No, showing the bubble after the list is not possible.
When you add a list to your response, the spoken text will always appear before the list. This is mainly due to the fact that the spoken/chat part of the conversation is separate from the visual part of your conversation. Even when adding the response after the list in your code, the displaying of rich response is controlled by Google.
Example:

conv.ask('This is a list example.');
// Create a list
conv.ask(new List({
title: 'List Title',
items: {
'SELECTION_KEY_ONE': {
synonyms: [
'synonym 1',
'synonym 2',
'synonym 3',
],
title: 'Title of First List Item',
description: 'This is a description of a list item.',
image: new Image({
url: 'https://storage.googleapis.com/actionsresources/logo_assistant_2x_64dp.png',
alt: 'Image alternate text',
}),
},
'SELECTION_KEY_TWO': {
synonyms: [
'synonym 4',
'synonym 5',
'synonym 6',
],
title: 'Title of Second List Item',
description: 'This is a description of a list item.',
image: new Image({
url: 'https://storage.googleapis.com/actionsresources/logo_assistant_2x_64dp.png',
alt: 'Image alternate text',
}),
}
}
}));
conv.ask("Please make your selection");
By the look of your example it seems as if you are trying to show the user a couple options on the screen to control the conversation, are you sure Suggestion Chips wouldn't be a better fit for this? These chips are intended to give the user options and are far easier to implement than a list.
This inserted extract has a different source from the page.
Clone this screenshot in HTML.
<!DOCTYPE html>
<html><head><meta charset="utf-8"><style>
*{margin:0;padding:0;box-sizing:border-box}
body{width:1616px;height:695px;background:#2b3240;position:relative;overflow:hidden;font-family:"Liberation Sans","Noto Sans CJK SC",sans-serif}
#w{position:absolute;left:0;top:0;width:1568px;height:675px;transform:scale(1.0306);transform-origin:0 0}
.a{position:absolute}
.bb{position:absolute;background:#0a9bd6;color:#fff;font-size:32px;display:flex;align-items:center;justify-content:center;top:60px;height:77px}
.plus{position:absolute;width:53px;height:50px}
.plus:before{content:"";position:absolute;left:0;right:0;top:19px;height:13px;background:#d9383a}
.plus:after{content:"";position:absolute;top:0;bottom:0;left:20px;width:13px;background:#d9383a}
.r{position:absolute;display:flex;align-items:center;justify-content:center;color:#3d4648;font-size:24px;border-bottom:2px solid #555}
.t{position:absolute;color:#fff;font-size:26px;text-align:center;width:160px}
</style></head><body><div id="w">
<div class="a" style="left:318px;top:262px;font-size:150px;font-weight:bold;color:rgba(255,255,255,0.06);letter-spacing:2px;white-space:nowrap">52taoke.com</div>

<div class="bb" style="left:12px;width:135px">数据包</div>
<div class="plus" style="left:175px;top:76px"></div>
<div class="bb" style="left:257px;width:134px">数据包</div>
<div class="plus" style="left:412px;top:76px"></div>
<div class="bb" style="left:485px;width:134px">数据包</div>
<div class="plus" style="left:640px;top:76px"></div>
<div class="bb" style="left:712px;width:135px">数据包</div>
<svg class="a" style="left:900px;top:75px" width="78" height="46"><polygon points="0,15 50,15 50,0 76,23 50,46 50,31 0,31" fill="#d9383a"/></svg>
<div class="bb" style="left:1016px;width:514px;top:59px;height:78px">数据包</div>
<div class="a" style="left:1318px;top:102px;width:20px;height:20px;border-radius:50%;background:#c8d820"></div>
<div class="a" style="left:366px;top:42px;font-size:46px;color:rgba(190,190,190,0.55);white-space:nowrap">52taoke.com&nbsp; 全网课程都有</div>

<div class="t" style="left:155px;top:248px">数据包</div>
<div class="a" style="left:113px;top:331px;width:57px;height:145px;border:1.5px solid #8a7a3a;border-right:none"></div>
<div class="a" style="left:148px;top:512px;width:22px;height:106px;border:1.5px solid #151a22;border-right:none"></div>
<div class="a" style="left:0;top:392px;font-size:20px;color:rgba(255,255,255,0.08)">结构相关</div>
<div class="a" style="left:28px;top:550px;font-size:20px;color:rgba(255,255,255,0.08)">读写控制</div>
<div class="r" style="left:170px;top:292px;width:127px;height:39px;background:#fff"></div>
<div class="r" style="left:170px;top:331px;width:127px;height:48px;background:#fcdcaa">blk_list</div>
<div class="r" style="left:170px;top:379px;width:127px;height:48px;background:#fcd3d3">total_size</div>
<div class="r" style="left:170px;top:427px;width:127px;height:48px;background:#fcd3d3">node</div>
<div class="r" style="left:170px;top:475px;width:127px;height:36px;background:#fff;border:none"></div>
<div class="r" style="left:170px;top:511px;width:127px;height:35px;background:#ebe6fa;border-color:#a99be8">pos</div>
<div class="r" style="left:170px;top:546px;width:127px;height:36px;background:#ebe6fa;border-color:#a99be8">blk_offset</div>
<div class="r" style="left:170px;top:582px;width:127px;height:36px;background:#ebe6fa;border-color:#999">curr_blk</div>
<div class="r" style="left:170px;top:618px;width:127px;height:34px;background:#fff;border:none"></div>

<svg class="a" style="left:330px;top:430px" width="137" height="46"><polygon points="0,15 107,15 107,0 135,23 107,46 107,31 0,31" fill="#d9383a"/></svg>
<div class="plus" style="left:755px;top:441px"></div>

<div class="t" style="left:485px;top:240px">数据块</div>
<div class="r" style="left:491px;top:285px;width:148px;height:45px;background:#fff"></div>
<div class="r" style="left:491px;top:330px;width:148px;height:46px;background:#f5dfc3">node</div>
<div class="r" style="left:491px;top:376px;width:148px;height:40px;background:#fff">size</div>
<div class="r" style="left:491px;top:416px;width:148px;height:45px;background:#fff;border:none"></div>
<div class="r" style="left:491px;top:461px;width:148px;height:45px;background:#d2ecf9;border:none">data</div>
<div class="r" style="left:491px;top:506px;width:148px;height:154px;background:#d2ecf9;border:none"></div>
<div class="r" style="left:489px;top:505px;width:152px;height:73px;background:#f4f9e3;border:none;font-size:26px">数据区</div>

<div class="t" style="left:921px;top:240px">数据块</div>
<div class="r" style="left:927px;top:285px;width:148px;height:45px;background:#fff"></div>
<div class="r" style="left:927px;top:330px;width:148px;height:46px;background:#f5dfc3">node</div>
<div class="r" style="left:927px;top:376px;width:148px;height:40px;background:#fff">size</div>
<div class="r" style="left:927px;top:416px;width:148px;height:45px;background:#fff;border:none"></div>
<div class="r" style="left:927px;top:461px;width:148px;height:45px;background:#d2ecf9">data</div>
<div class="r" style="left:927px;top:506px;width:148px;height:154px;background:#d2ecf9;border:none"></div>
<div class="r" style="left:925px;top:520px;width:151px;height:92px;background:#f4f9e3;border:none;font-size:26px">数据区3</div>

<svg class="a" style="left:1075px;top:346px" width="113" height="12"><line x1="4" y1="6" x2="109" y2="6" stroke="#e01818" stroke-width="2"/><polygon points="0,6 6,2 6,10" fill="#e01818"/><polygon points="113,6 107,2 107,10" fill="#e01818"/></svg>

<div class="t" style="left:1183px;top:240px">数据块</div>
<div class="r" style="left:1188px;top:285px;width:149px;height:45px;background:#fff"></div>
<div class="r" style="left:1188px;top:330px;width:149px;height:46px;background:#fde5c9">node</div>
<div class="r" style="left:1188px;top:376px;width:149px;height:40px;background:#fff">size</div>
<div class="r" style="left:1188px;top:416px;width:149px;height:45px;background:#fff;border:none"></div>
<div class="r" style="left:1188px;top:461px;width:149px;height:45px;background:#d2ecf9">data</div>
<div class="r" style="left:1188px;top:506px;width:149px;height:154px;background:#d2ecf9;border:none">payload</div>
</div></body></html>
Delaying the speech, not the bubble
If you don't want to go that way, what you could do, is add an delay in the spoken text via SSML, but this would only change the experience for people using your action via voice. It wouldn't change the display location of the speech bubble when using the Google Assistant on your phone. For anyone using your action without a screen, this could cause confusion because the speech is being delayed for a list, which is never going to show on their device since it has no screen.
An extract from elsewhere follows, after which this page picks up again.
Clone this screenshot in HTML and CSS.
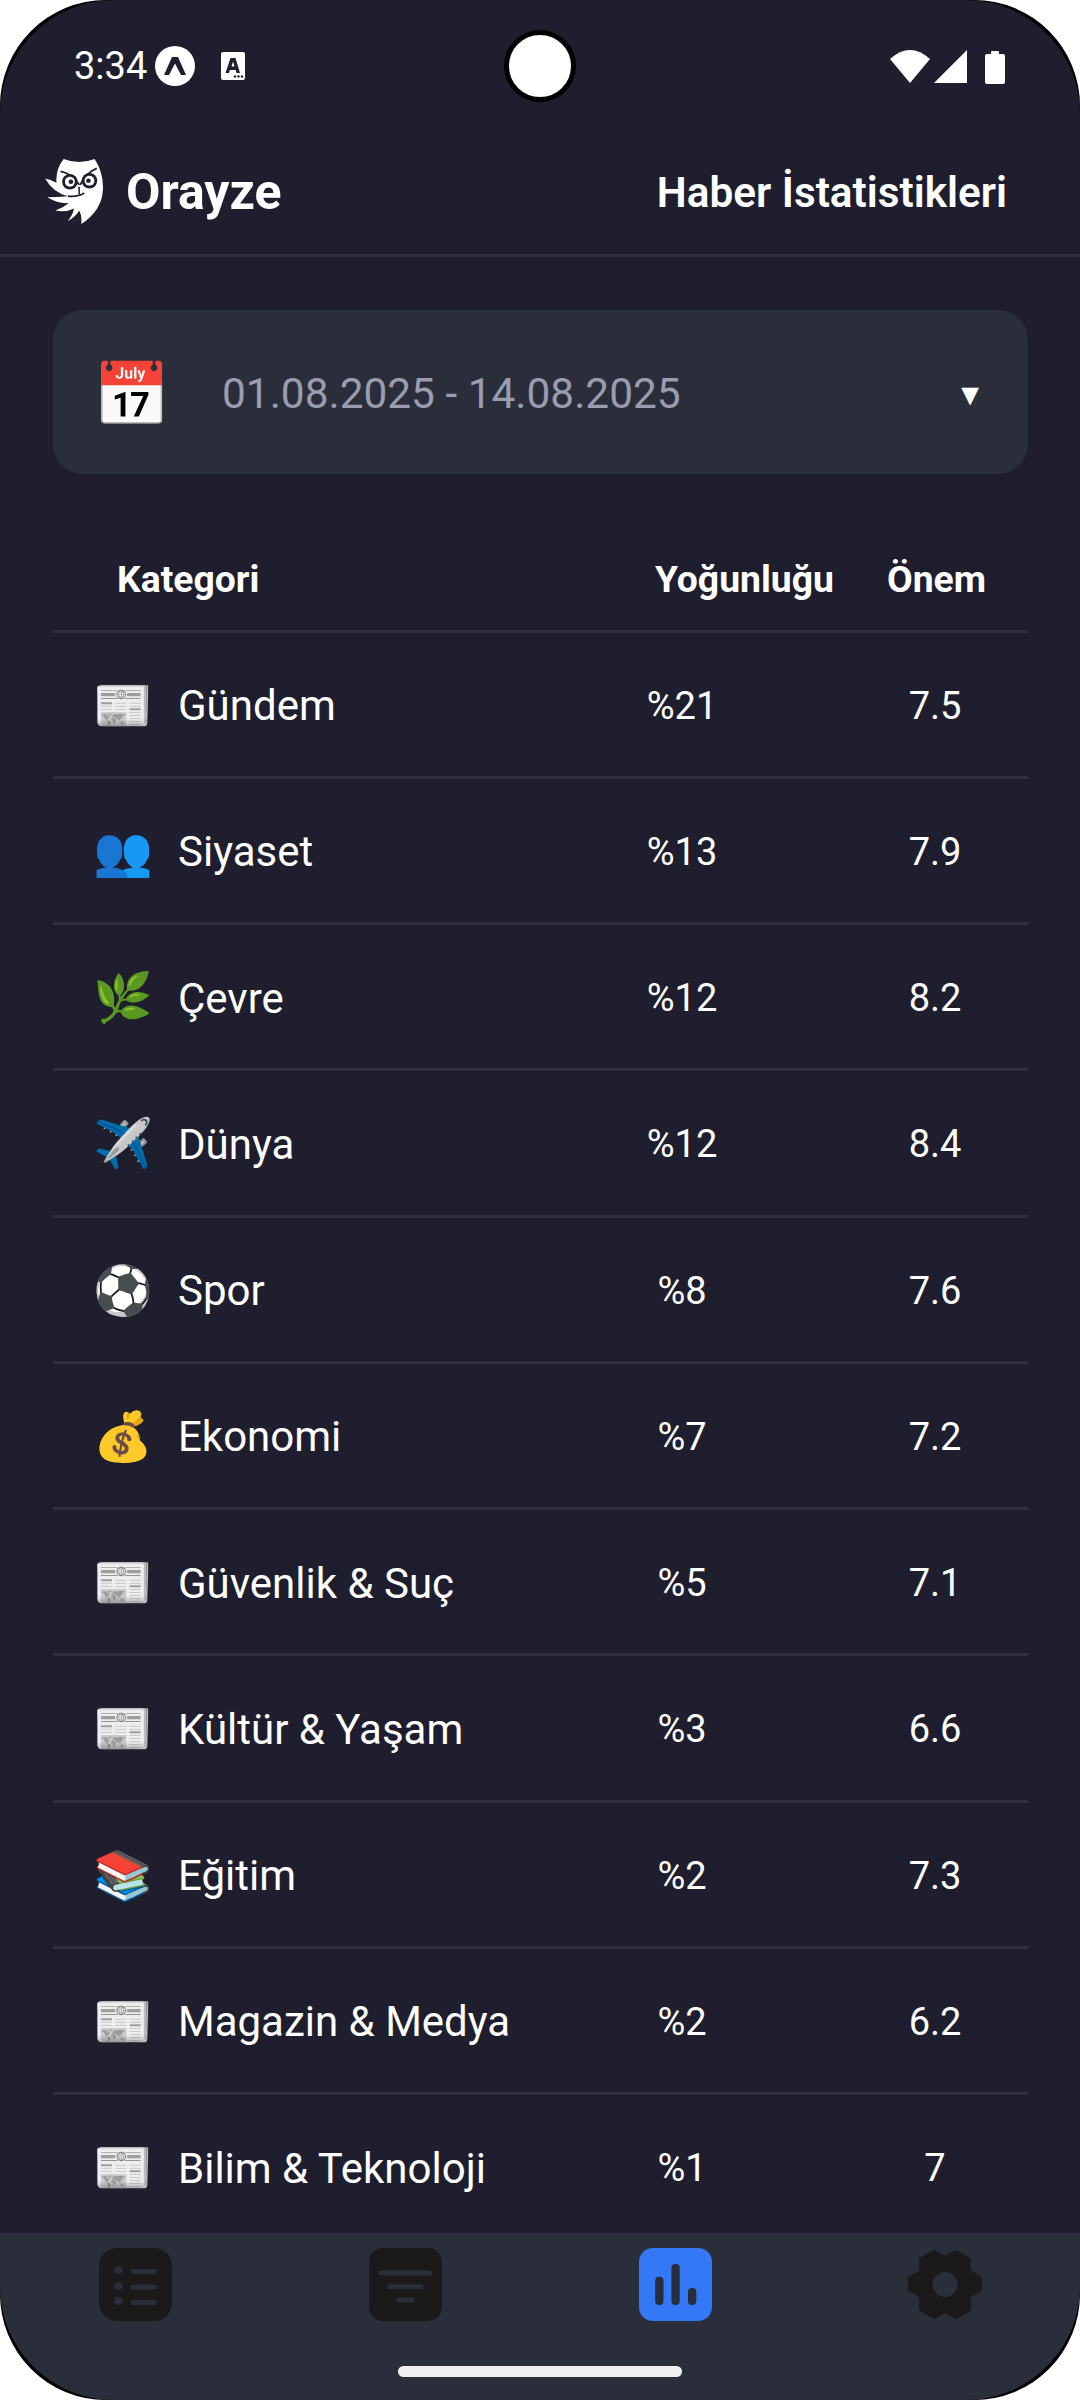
FILE: index.html
```html
<!DOCTYPE html>
<html lang="tr">
<head>
<meta charset="utf-8">
<title>Orayze</title>
<link rel="stylesheet" href="styles.css">
</head>
<body>
<div class="frame">
<div class="screen">
  <div class="camera"></div>
  <div class="status">
    <div class="status-left">
      <span class="time">3:34</span>
      <svg class="ic-expo" viewBox="0 0 40 40"><circle cx="20" cy="20" r="20" fill="#fff"/><path d="M17 11H23L31 29H26L20 17.500 14 29H9Z" fill="#1e1e2e"/></svg>
      <svg class="ic-a" viewBox="0 0 24 28"><rect width="24" height="28" rx="2" fill="#fff"/><path d="M9.500 6h5l4.500 15h-3.500l-.8-3H8.800l-.8 3H4.500zM10.500 14.500h3l-1.500-5z" fill="#1e1e2e" fill-rule="evenodd"/><circle cx="14" cy="24.500" r="1.200" fill="#1e1e2e"/><circle cx="17.500" cy="24.500" r="1.200" fill="#1e1e2e"/><circle cx="21" cy="24.500" r="1.200" fill="#1e1e2e"/></svg>
    </div>
    <div class="status-right">
      <svg class="ic-wifi" viewBox="0 0 40 33"><path d="M0 9 Q20 -9 40 9 L20 33 Z" fill="#fff"/></svg>
      <svg class="ic-signal" viewBox="0 0 33 33"><path d="M33 0V33H0Z" fill="#fff"/></svg>
      <svg class="ic-batt" viewBox="0 0 20 34"><path d="M6 2a1 1 0 0 1 1-1h6a1 1 0 0 1 1 1v2h4a2 2 0 0 1 2 2v26a2 2 0 0 1-2 2H2a2 2 0 0 1-2-2V6a2 2 0 0 1 2-2h4z" fill="#fff"/></svg>
    </div>
  </div>
  <header class="topbar">
    <div class="brand">
      <svg class="owl" viewBox="0 0 56 63"><path d="M18 0Q33 6 48 0Q57 14 56 30Q55 50 35 63Q36 55 33 50Q30 56 22 60Q27 54 28 48Q20 52 10 50Q18 47 23 43Q12 43 2 37Q12 37 22 36Q8 33 0 19Q5 20 11 23Q10 10 18 0Z" fill="#fff"/><g fill="none" stroke="#1e1e2e"><path d="M15 12Q26 14 33 25M50 9Q40 13 34 25" stroke-width="1.800"/><path d="M22 36Q32 37 38 33" stroke-width="1.600"/><path d="M33 27V34" stroke-width="1.500"/></g><circle cx="24" cy="22" r="7.500" fill="#1e1e2e"/><circle cx="43" cy="21" r="7.500" fill="#1e1e2e"/><circle cx="24" cy="22" r="4.800" fill="#fff"/><circle cx="43" cy="21" r="4.800" fill="#fff"/><circle cx="25" cy="22" r="2.200" fill="#1e1e2e"/><circle cx="42" cy="21" r="2.200" fill="#1e1e2e"/></svg>
      <span class="brand-name">Orayze</span>
    </div>
    <span class="page-title">Haber İstatistikleri</span>
  </header>
  <main class="content">
    <div class="date-card">
      <span class="cal">📅</span>
      <span class="date-text">01.08.2025 - 14.08.2025</span>
      <span class="caret">▼</span>
    </div>
    <div class="thead">
      <span>Kategori</span><span>Yoğunluğu</span><span>Önem</span>
    </div>
    <div class="row"><span class="cat"><span class="emo">📰</span>Gündem</span><span class="num">%21</span><span class="num">7.5</span></div>
    <div class="row"><span class="cat"><span class="emo">👥</span>Siyaset</span><span class="num">%13</span><span class="num">7.9</span></div>
    <div class="row"><span class="cat"><span class="emo">🌿</span>Çevre</span><span class="num">%12</span><span class="num">8.2</span></div>
    <div class="row"><span class="cat"><span class="emo">✈️</span>Dünya</span><span class="num">%12</span><span class="num">8.4</span></div>
    <div class="row"><span class="cat"><span class="emo">⚽</span>Spor</span><span class="num">%8</span><span class="num">7.6</span></div>
    <div class="row"><span class="cat"><span class="emo">💰</span>Ekonomi</span><span class="num">%7</span><span class="num">7.2</span></div>
    <div class="row"><span class="cat"><span class="emo">📰</span>Güvenlik &amp; Suç</span><span class="num">%5</span><span class="num">7.1</span></div>
    <div class="row"><span class="cat"><span class="emo">📰</span>Kültür &amp; Yaşam</span><span class="num">%3</span><span class="num">6.6</span></div>
    <div class="row"><span class="cat"><span class="emo">📚</span>Eğitim</span><span class="num">%2</span><span class="num">7.3</span></div>
    <div class="row"><span class="cat"><span class="emo">📰</span>Magazin &amp; Medya</span><span class="num">%2</span><span class="num">6.2</span></div>
    <div class="row"><span class="cat"><span class="emo">📰</span>Bilim &amp; Teknoloji</span><span class="num">%1</span><span class="num">7</span></div>
  </main>
  <nav class="tabs">
    <div class="tab">
      <svg class="tab-ic" viewBox="0 0 73 73"><rect width="73" height="73" rx="18" fill="#1a1a1a"/><g fill="#2a2e3a"><circle cx="19.500" cy="22" r="4"/><circle cx="19.500" cy="38" r="4"/><circle cx="19.500" cy="53" r="4"/><rect x="31.500" y="21" width="26" height="5" rx="2.500"/><rect x="31.500" y="36.500" width="26" height="5" rx="2.500"/><rect x="31.500" y="52" width="26" height="5" rx="2.500"/></g></svg>
    </div>
    <div class="tab">
      <svg class="tab-ic" viewBox="0 0 73 73"><rect width="73" height="73" rx="14" fill="#1a1a1a"/><g fill="#2a2e3a"><rect x="9.600" y="22.500" width="53.800" height="5" rx="2.500"/><rect x="18.600" y="36.200" width="35.800" height="5" rx="2.500"/><rect x="27.500" y="49.500" width="18" height="5" rx="2.500"/></g></svg>
    </div>
    <div class="tab">
      <svg class="tab-ic" viewBox="0 0 73 73"><rect width="73" height="73" rx="14" fill="#3478f6"/><g fill="#2a2e3a"><rect x="16.200" y="28.700" width="8.300" height="28.300" rx="4"/><rect x="32.400" y="16" width="8.300" height="41" rx="4"/><rect x="49" y="40" width="8.300" height="17" rx="4"/></g></svg>
    </div>
    <div class="tab">
      <svg class="tab-gear" viewBox="-1 -1 76 71"><path fill-rule="evenodd" fill="#1a1a1a" stroke="#1a1a1a" stroke-width="2" stroke-linejoin="round" d="M48.300 1 62 8.800V21L73 27.800V40L62 46.500V60L48.300 68 37 62 25.900 68 12 60V46.500L1 40V27.800L12 21V8.800L25.900 1 37 7ZM37 21a13.500 13.500 0 1 0 0 27 13.500 13.500 0 0 0 0-27Z"/></svg>
    </div>
    <div class="homebar"></div>
  </nav>
</div>
</div>
</body>
</html>
```

FILE: styles.css
```css
* { box-sizing: border-box; }
html, body { margin: 0; padding: 0; background: #fff; }
body { width: 1080px; height: 2400px; overflow: hidden; font-family: Roboto, "Noto Sans", sans-serif; }
.frame { width: 1080px; height: 2400px; background: #000; border-radius: 106px; }
.screen { position: relative; width: 1080px; height: 2400px; background: #1e1e2e; border-radius: 114px; overflow: hidden; display: flex; flex-direction: column; color: #fff; }
.camera { position: absolute; left: 504px; top: 30px; width: 72px; height: 72px; border-radius: 50%; background: #fff; border: 5px solid #000; }
.status { height: 100px; flex: none; padding: 46px 75px 0 74px; display: flex; justify-content: space-between; align-items: flex-start; }
.status-left { display: flex; align-items: center; height: 40px; }
.time { font-size: 38px; line-height: 40px; color: #fff; }
.ic-expo { width: 40px; height: 40px; margin-left: 8px; }
.ic-a { width: 24px; height: 28px; margin-left: 26px; }
.status-right { display: flex; align-items: flex-start; padding-top: 4px; }
.ic-wifi { width: 40px; height: 33px; margin-right: 4px; }
.ic-signal { width: 33px; height: 33px; margin-right: 18px; }
.ic-batt { width: 20px; height: 34px; }
.topbar { height: 157px; flex: none; padding: 30px 73px 0 45px; border-bottom: 3px solid #2e2e40; display: flex; align-items: center; justify-content: space-between; }
.brand { display: flex; align-items: center; }
.owl { width: 58px; height: 65px; margin-top: -1px; }
.brand-name { margin-left: 23px; font-size: 50px; font-weight: 700; }
.page-title { font-size: 42.3px; font-weight: 600; }
.content { flex: 1; min-height: 0; overflow: hidden; padding: 53px 52px 0 53px; }
.date-card { height: 164px; background: #2a2e3a; border-radius: 30px; display: flex; align-items: center; padding: 2px 43px 0 40px; }
.cal { font-family: "Noto Color Emoji", sans-serif; font-size: 62px; line-height: 1; width: 78px; flex: none; margin-top: 3px; }
.date-text { margin-left: 51px; flex: 1; font-size: 42.4px; color: #9a9cb0; }
.caret { font-size: 30px; color: #fff; margin-top: 2px; }
.thead { margin-top: 54px; height: 104.5px; padding: 0 42px 0 64px; display: grid; grid-template-columns: 1fr auto auto; column-gap: 53px; align-items: center; font-size: 37.3px; font-weight: 700; border-bottom: 3px solid #2e2e40; }
.row { height: 146.25px; padding-top: 3px; display: grid; grid-template-columns: 1fr 320px 186px; align-items: center; border-bottom: 3px solid #2e2e40; font-size: 38px; }
.cat { display: flex; align-items: center; padding-left: 40px; font-size: 42px; }
.emo { font-family: "Noto Color Emoji", sans-serif; font-size: 48px; width: 85px; flex: none; line-height: 1; }
.num { text-align: center; }
.tabs { position: relative; height: 167px; flex: none; background: #2a2e3a; border-top: 3px solid #2e2e40; display: grid; grid-template-columns: repeat(4, 1fr); align-items: start; padding-top: 12px; }
.tab { display: flex; justify-content: center; }
.tab-ic { width: 73px; height: 73px; display: block; }
.tab-gear { width: 76px; height: 71px; display: block; margin-top: 1px; }
.homebar { position: absolute; left: 398px; top: 130px; width: 284px; height: 11px; border-radius: 6px; background: #eeeff1; }
```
Design in a voice first experience
In general it is a good practice to design your conversation around the voice only part of your conversation. By making your conversation dependable on a list, you limit the amount of platforms you can deploy your action to. A voice first approach to this problem could be to create intents for each option your action supports and opening your welcome intent with a generic message such as "How can I assist you?" and having a fallback intent in which you assist the user by speaking out the different options that they can use. This could be combined with Suggestion Chips to still give the guiding visuals that you desire.
It is a bit more work to implement, but it does give your bot a great more amount of flexibility in its conversation and the amount of platforms it can support.